In a true man-bites-dog moment, on July 29, 2011, the Federal Circuit affirmed stiff sanctions against a patent troll for, well, being a patent troll and engaging in the very patent terrorism that some commentators say the court’s own jurisprudence—unintentionally, of course—has enabled for decades.
We all know the drill. A patent holding company buys a patent portfolio claiming, say, a new-and-improved coffee cup, and you become one of countless companies sued for infringement. Trouble is, you don’t make or sell coffee cups. You make and sell swimming pools. No matter. The patents recite a “fluid containing receptacle with hydrophobic side walls and a top opening,” and that’s, as they say, close enough for government work.
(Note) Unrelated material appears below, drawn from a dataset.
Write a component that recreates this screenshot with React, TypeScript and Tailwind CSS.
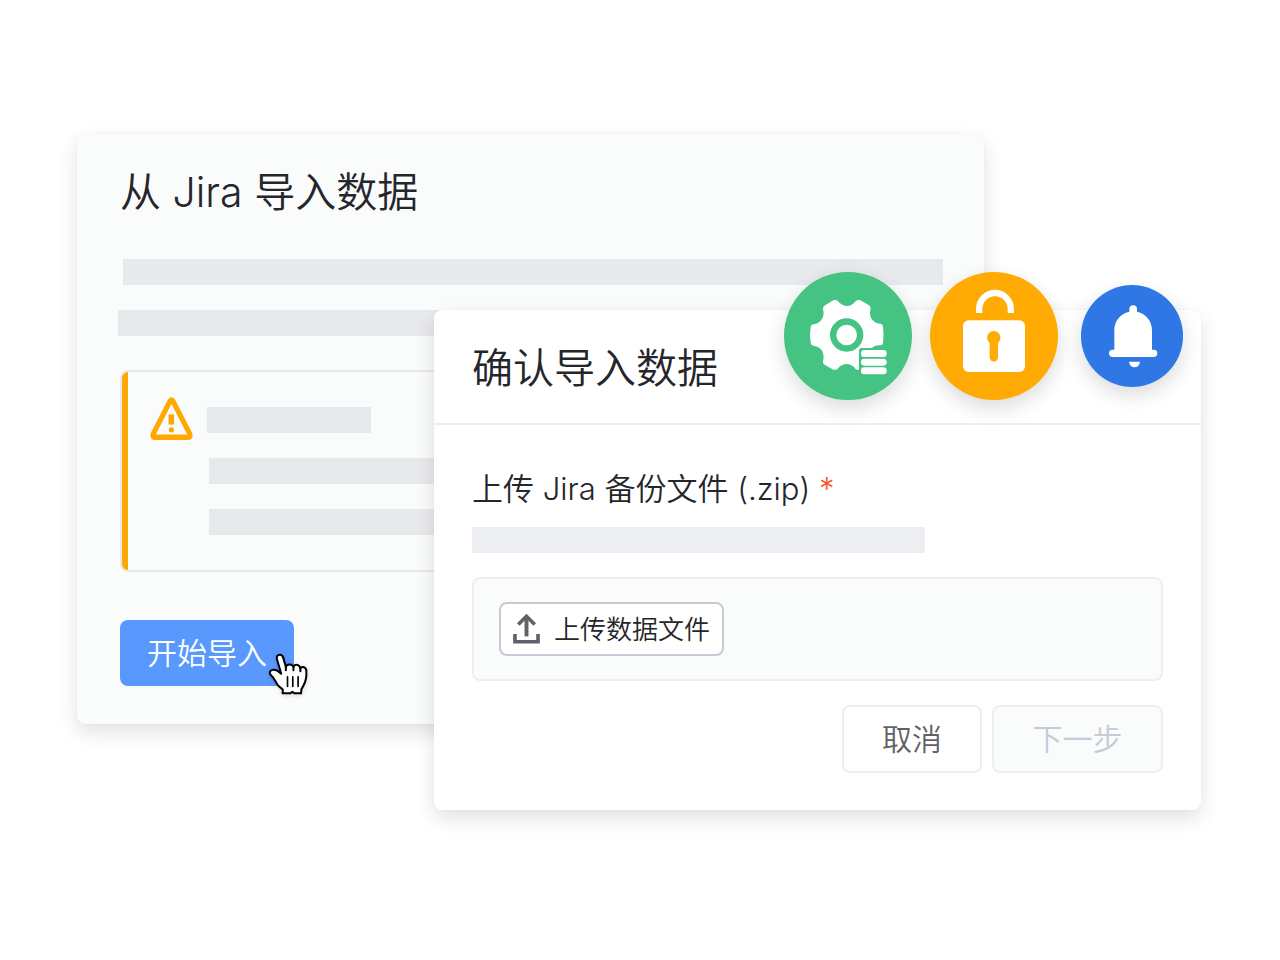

You want to fight, but the plaintiff offers a quick deal in the high five or low six digits, but only while supplies last. (Limit two per household, please.)
In Eon-Net LP v. Flagstar Bancorp, the Federal Circuit held that the proverbial coffee cup was just a coffee cup, and then whacked the patent troll plaintiff with stiff sanctions for suing the proverbial swimming pool manufacturer who, surprisingly, decided to fight. The patent described a method of inputting information from a “document” or “file” into a computer program where the information originated from hardcopy documents. The defendant’s ecommerce website certainly processed information, but none of the information originated from hardcopy documents. No matter. The troll still sued, and asked somewhere between $25,000 and $75,000 to settle.
Only the defendant—what’s the expression?—defended! And that spelled trouble for the troll, which the district court whacked with more than $600,000 in sanctions, and which the Federal Circuit affirmed.